El juicio de la historia nunca es tan categórico. Pero el argumento no carece de fundamento. Desde luego, el siglo XIX vio cómo las formas tradicionales de la vida religiosa fueron perdiendo gradualmente su función como elemento de cohesión social. Elaborar una ética laica y liberal que sustituyese a la religión vino a ser así uno de los grandes problemas del siglo XX. Por lo que sabemos, eso no ha tenido hasta el momento solución convincente. La Guerra Mundial alteró radicalmente la conciencia de la humanidad. Hechos como el holocausto y como el estalinismo sólo son posibles cuando la sociedad no se fundamenta en pautas morales sólidas y vigorosas.

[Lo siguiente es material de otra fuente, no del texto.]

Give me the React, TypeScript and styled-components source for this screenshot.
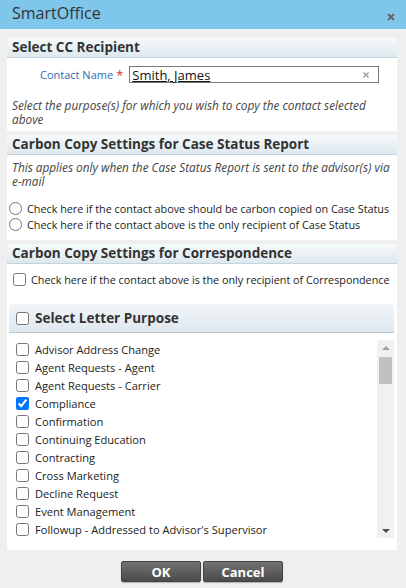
import styled, { createGlobalStyle } from 'styled-components';

const GlobalStyle = createGlobalStyle`
  html, body {
    margin: 0;
    padding: 0;
    background: #efefef;
  }
  body {
    font-family: 'Open Sans', 'Liberation Sans', sans-serif;
    font-size: 11px;
    color: #333;
  }
  * {
    box-sizing: border-box;
  }
`;

const purposes = [
  'Advisor Address Change',
  'Agent Requests - Agent',
  'Agent Requests - Carrier',
  'Compliance',
  'Confirmation',
  'Continuing Education',
  'Contracting',
  'Cross Marketing',
  'Decline Request',
  'Event Management',
  "Followup - Addressed to Advisor's Supervisor",
];

const Dialog = styled.div`
  width: 406px;
  height: 588px;
  display: flex;
  flex-direction: column;
  background: #efefef;
  overflow: hidden;
`;

const TitleBar = styled.div`
  height: 29px;
  flex: none;
  background: #7ec6ea;
  display: flex;
  align-items: center;
  justify-content: space-between;
  padding: 0 12px 0 12px;
`;

const Title = styled.span`
  font-size: 16px;
  color: #333;
  margin-top: -3px;
`;

const CloseButton = styled.button`
  border: 0;
  background: none;
  padding: 0;
  display: flex;
  margin-top: 4px;
  margin-right: -1px;
`;

const Content = styled.div`
  padding: 9px 9px 0 7px;
  display: flex;
  flex-direction: column;
  gap: 4px;
`;

const Panel = styled.section<{ $pad: number }>`
  background: #fff;
  padding-bottom: ${(p) => p.$pad}px;
`;

const SectionHeader = styled.h2`
  margin: 0;
  height: 20px;
  padding: 0 5px;
  font-size: 13.5px;
  font-weight: 700;
  line-height: 19px;
  color: #333;
  background: linear-gradient(#f6fafc, #dde8ee);
  border-bottom: 1px solid #c6d3da;
`;

const ContactRow = styled.div`
  display: flex;
  align-items: center;
  margin-top: 8px;
  padding-left: 33px;
  height: 17px;
`;

const Label = styled.label`
  color: #2c6db4;
  font-size: 11px;
`;

const Required = styled.span`
  color: #d9302c;
  margin-left: 3px;
  font-size: 13px;
`;

const InputBox = styled.div`
  margin-left: 6px;
  width: 250px;
  height: 17px;
  border: 1px solid #7a7a7a;
  display: flex;
  align-items: center;
  justify-content: space-between;
  padding: 0 9px 0 2px;
`;

const ContactValue = styled.span`
  font-size: 13px;
  color: #111;
  text-decoration: underline;
`;

const Note = styled.p<{ $top: number }>`
  margin: ${(p) => p.$top}px 0 0;
  padding: 0 2px 0 5px;
  font-style: italic;
  font-size: 11.8px;
  line-height: 14px;
  color: #444;
`;

const OptionList = styled.div<{ $top: number; $left: number }>`
  margin-top: ${(p) => p.$top}px;
  padding-left: ${(p) => p.$left}px;
  display: flex;
  flex-direction: column;
`;

const Option = styled.label<{ $gap: number }>`
  display: flex;
  align-items: center;
  gap: ${(p) => p.$gap}px;
  height: 16px;
  font-size: 10.8px;
  color: #222;
  white-space: nowrap;

  input {
    margin: 0;
    width: 13px;
    height: 13px;
    flex: none;
  }
`;

const LetterGroup = styled.div`
  margin: 17px 3px 0 2px;
`;

const LetterHeader = styled.div`
  height: 29px;
  display: flex;
  align-items: center;
  gap: 6px;
  padding-left: 7px;
  border-radius: 4px 4px 0 0;
  background: linear-gradient(#f1f6f9, #dee8ee);
  border-bottom: 1px solid #bdc9d0;
  font-size: 13.5px;
  font-weight: 700;
  color: #333;

  input {
    margin: 0;
    width: 13px;
    height: 13px;
  }
`;

const ListArea = styled.div`
  margin: 7px 0 0 7px;
  height: 198px;
  display: flex;
`;

const ItemList = styled.div`
  flex: 1;
  overflow: hidden;
`;

const Item = styled.label`
  display: flex;
  align-items: center;
  gap: 6px;
  height: 18px;
  font-size: 11.1px;
  color: #222;
  white-space: nowrap;

  input {
    margin: 0;
    width: 13px;
    height: 13px;
    flex: none;
  }
`;

const ScrollTrack = styled.div`
  width: 17px;
  flex: none;
  background: #f1f1f1;
  display: flex;
  flex-direction: column;
  align-items: center;
`;

const ScrollArrow = styled.div`
  height: 15px;
  width: 100%;
  display: flex;
  align-items: center;
  justify-content: center;
`;

const ScrollThumb = styled.div`
  margin-top: 2px;
  width: 13px;
  height: 27px;
  background: #c1c1c1;
`;

const ScrollRest = styled.div`
  flex: 1;
`;

const Footer = styled.div`
  display: flex;
  justify-content: center;
  gap: 2px;
  padding: 11px 2px 0 0;
`;

const Button = styled.button`
  width: 80px;
  height: 21px;
  border: 1px solid #444;
  border-radius: 2px;
  background: linear-gradient(#727272, #4b4b4b);
  color: #fff;
  font-family: 'Open Sans', 'Liberation Sans', sans-serif;
  font-size: 13px;
  font-weight: 700;
  padding: 0;
  box-shadow: 0 1px 1px rgba(0, 0, 0, 0.25);
`;

export default function App() {
  return (
    <Dialog>
      <GlobalStyle />
      <TitleBar>
        <Title>SmartOffice</Title>
        <CloseButton aria-label="Close">
          <svg width="8" height="8" viewBox="0 0 8 8">
            <path d="M1 1L7 7M7 1L1 7" stroke="#666" strokeWidth="2" />
          </svg>
        </CloseButton>
      </TitleBar>
      <Content>
        <Panel $pad={5}>
          <SectionHeader>Select CC Recipient</SectionHeader>
          <ContactRow>
            <Label>Contact Name</Label>
            <Required>*</Required>
            <InputBox>
              <ContactValue>Smith, James</ContactValue>
              <svg width="6" height="6" viewBox="0 0 6 6">
                <path d="M0.5 0.5L5.5 5.5M5.5 0.5L0.5 5.5" stroke="#999" strokeWidth="1.4" />
              </svg>
            </InputBox>
          </ContactRow>
          <Note $top={15}>
            Select the purpose(s) for which you wish to copy the contact selected above
          </Note>
        </Panel>

        <Panel $pad={8}>
          <SectionHeader>Carbon Copy Settings for Case Status Report</SectionHeader>
          <Note $top={5}>
            This applies only when the Case Status Report is sent to the advisor(s) via e-mail
          </Note>
          <OptionList $top={12} $left={2}>
            <Option $gap={5}>
              <input type="radio" name="cs" />
              Check here if the contact above should be carbon copied on Case Status
            </Option>
            <Option $gap={5}>
              <input type="radio" name="cs" />
              Check here if the contact above is the only recipient of Case Status
            </Option>
          </OptionList>
        </Panel>

        <Panel $pad={12}>
          <SectionHeader>Carbon Copy Settings for Correspondence</SectionHeader>
          <OptionList $top={7} $left={6}>
            <Option $gap={5}>
              <input type="checkbox" />
              Check here if the contact above is the only recipient of Correspondence
            </Option>
          </OptionList>
          <LetterGroup>
            <LetterHeader>
              <input type="checkbox" />
              Select Letter Purpose
            </LetterHeader>
            <ListArea>
              <ItemList>
                {purposes.map((p) => (
                  <Item key={p}>
                    <input type="checkbox" defaultChecked={p === 'Compliance'} />
                    {p}
                  </Item>
                ))}
              </ItemList>
              <ScrollTrack>
                <ScrollArrow>
                  <svg width="8" height="4" viewBox="0 0 8 4">
                    <path d="M0 4L4 0L8 4Z" fill="#a3a3a3" />
                  </svg>
                </ScrollArrow>
                <ScrollThumb />
                <ScrollRest />
                <ScrollArrow>
                  <svg width="8" height="4" viewBox="0 0 8 4">
                    <path d="M0 0L8 0L4 4Z" fill="#505050" />
                  </svg>
                </ScrollArrow>
              </ScrollTrack>
            </ListArea>
          </LetterGroup>
        </Panel>
      </Content>
      <Footer>
        <Button>OK</Button>
        <Button>Cancel</Button>
      </Footer>
    </Dialog>
  );
}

Pero tampoco convendría precipitarse a conclusiones desesperanzadas y pesimistas. Jackson, por ejemplo -por volver al argumento anterior-, ve en su libro el futuro de Europa con esperanza. En primer lugar, en razón de la importancia y magnitud que las políticas de bienestar y seguridad social han adquirido desde 1945, una conquista sin duda irreversible; en segundo lugar, a la vista del derrumbamiento de los regímenes comunistas en la Europa del Este, del fracaso del comunismo como ideología. El futuro, para Gabriel Jackson, es el liberalismo: una economía de mercado limitada y corregida por reformas humanitarias, libertades individuales, libertad de expresión, política constitucional, tolerancia. Visto lo ocurrido en estos últimos cien años, habrá que desear que lleve razón: el liberalismo democrático es casi la única ideología no asociada en el siglo XX a violencia y destrucción.